The High Price of Justice

Next week attorneys for the father whom THSC has been helping for more than a year will be back in the 23lst District Court in Tarrant County. This time, however, the hearing will not be about whether or not this fit father will be able to get his daughter back after three years of “temporary” orders by the judge of this same court. That issue was settled in August after a jury trial.

For those who have not followed this sordid saga, this Tarrant County judge issued an order to remove the then-10-year-old daughter from her father (because the father had missed nine days of court-appointed grandparent visitation) and placed her with her grandparents who, along with their attorneys, then proceeded to drag the case out as long as possible, hoping to make the process so expensive that the father would run out of money. He did, after which time he sold all his property, filed bankruptcy, and continued to represent himself for more than a year. THSC then came to his assistance and, with the help of the home school community, has since been paying his legal fees.

In July the judge refused to allow a hearing that had been scheduled to rescind his previous order. Finally, with no other choice, the father elected to have a jury trial to remove the decision from this judge’s hands. After 10 days of testimony, a jury of his peers ruled that this father should have his daughter returned to him.

The process has been bittersweet. While he has his daughter back and is in the process of rebuilding their life together, the legal fees necessary to make this happen have mounted to almost $200,000, and that’s just within the last year. THSC is still committed to paying these fees as we continue to be enabled to bear this burden by like-minded defenders of the fundamental constitutional right of fit parents to direct the care, control, and upbringing of their children.

As I said, next week the father and his attorneys will be back in front of this judge to argue that the grandparents should be required to pay the father’s legal fees. The Texas Family Code allows the judge in this case to order them to do so.

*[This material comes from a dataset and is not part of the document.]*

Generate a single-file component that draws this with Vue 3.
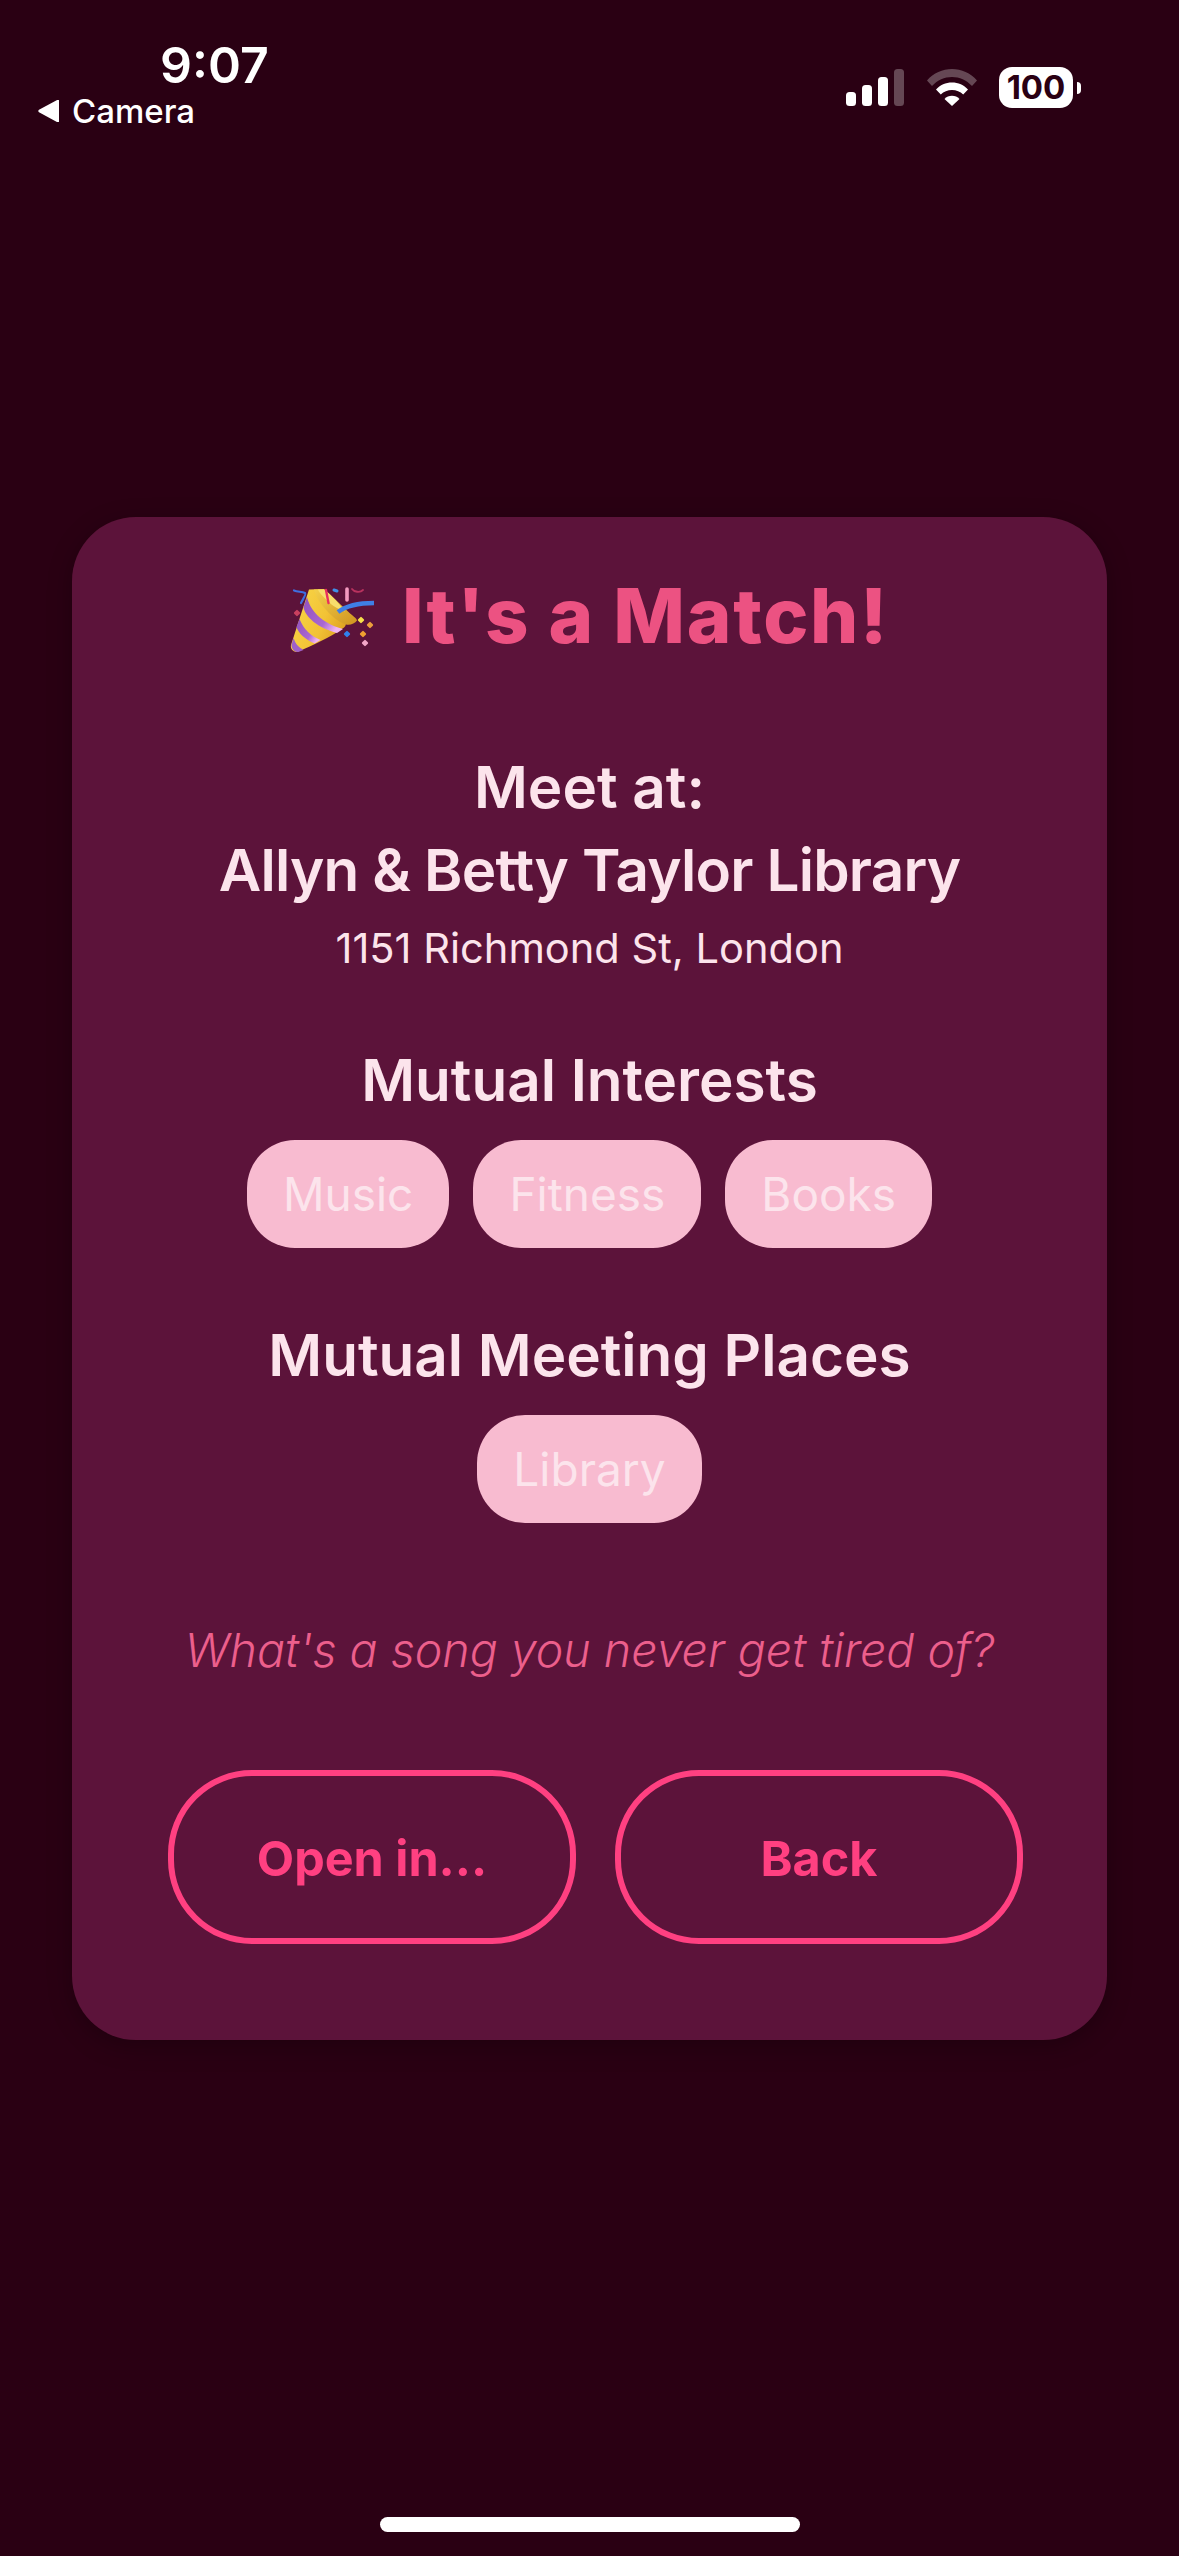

I pray that he will, but considering the past history of this judge’s rulings throughout this case, I’m not holding my breath.

We have begun to move toward a multi-pronged approach to address these kinds of attacks against parental rights. We are already preparing for the next legislative session to seek again to pass the Texas Parental Rights Restoration Act. (TPRRA). However, in the meantime we need not only to pay the current legal fees in the case discussed above, but we also need to be proactive and begin to build a significant litigation fund to take on other such cases as they come our way. Non-parents in these cases almost always depend on the strategy employed in this case, which is to drag out the case until the parent is forced into bankruptcy. This current battle is too important to lose, and we will not, but we need the help of like-minded people to pray for us and stand with us in order to prevail.

Comments

  1. Anonymous says

    This father is fortunate he is not in Louisiana. Louisiana law does not permit Jury trials in these cases. Parents are at the mercy of the judge.